From Virginia Governor Ralph Northam (D):
“Virginia, and America, have lost a giant.
“As a sailor, a senator, a statesman, and a gentleman, former U.S. Senator John Warner spent his life in public service. A World War II veteran of the Navy, he served as Secretary of the Navy, led the Senate Armed Services Committee, and was a respected voice in Washington on military affairs.
“John helped build up his political party and always remained an independent voice. He used that voice in the Senate to forge bipartisan compromise, knowing how and when to reach across the aisle. And he always put Virginia first.
“John Warner truly was the best of what public service and elected leadership should be, and his loss leaves a deep void. Pam and I join the Commonwealth in mourning his death. Our prayers for comfort go out to his wife Jeanne, his three children, grandchildren, scores of friends, and all those who loved him.”
In honor of Senator John Warner, Governor Northam ordered that the Virginia state flag be flown at half-staff over the Virginia Capitol on the day of his funeral.
Update x2 Wednesday…
From Bob Stuart, retired political reporter for the Waynesboro News-Virginian….
“I had the chance to cover Sen. John Warner on multiple occasions while a reporter. His knowledge of foreign affairs served as a template for current members of the U.S. Senate, such as Tim Kaine. Warner also reached across the aisle, working with Democrats on multiple pieces of legislation. He became an elder statesman in the U.S. Senate. On a more personal level, he spoke at a dinner for a political action committee my dad ran in Richmond. Of course the star of that dinner was Warner’s then wife, Elizabeth Taylor.”
From Tucker Martin, former communications director for Gov. Bob McDonnell (R) and communications consultant in RVA….

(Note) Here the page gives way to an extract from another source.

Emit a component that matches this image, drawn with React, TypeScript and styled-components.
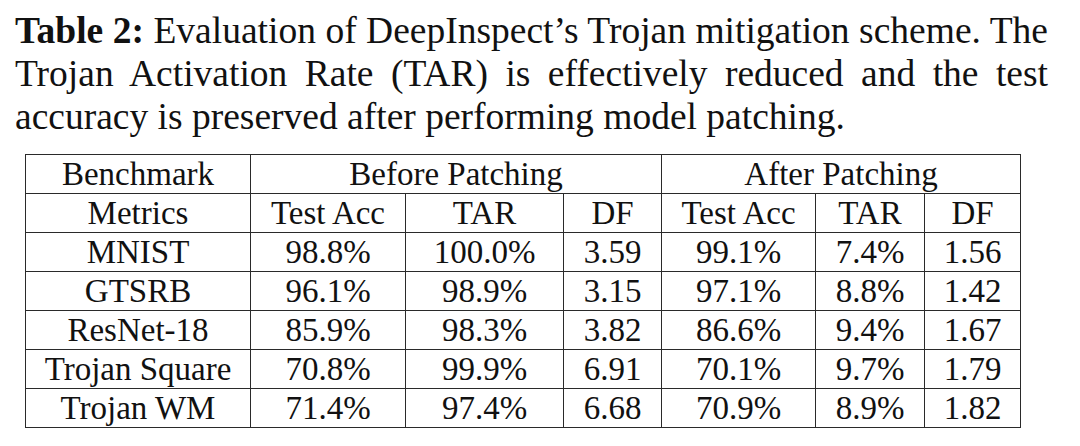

“Right out of college my buddy was John Warner’s body man. Super Bowl weekend he casually told him we were having a party for the game. Didn’t think anything of it. Bunch of 22/23 year olds came over. Doorbell rings. It’s John Warner. Holding a 6-pack. Stayed the entire time.”
From Del. Israel O’Quinn in HoD-05….
“I was driving him down 81 one day in 2002 and apparently had one hand on the wheel and he said, ‘I survived two wives and two wars and I’m not dying in your car. Two hands on the wheel, son!’ ”
From Brian Schoeneman, attorney and editor-in-chief emeritus for Bearing Drift….
“Very sad to hear of the passing of Senator John Warner. I have been in Virginia politics long enough to have worked with him and to have been around when he was a revered figure within the Virginia GOP. His brand of centrist politics was both accepted and lauded. Different era.”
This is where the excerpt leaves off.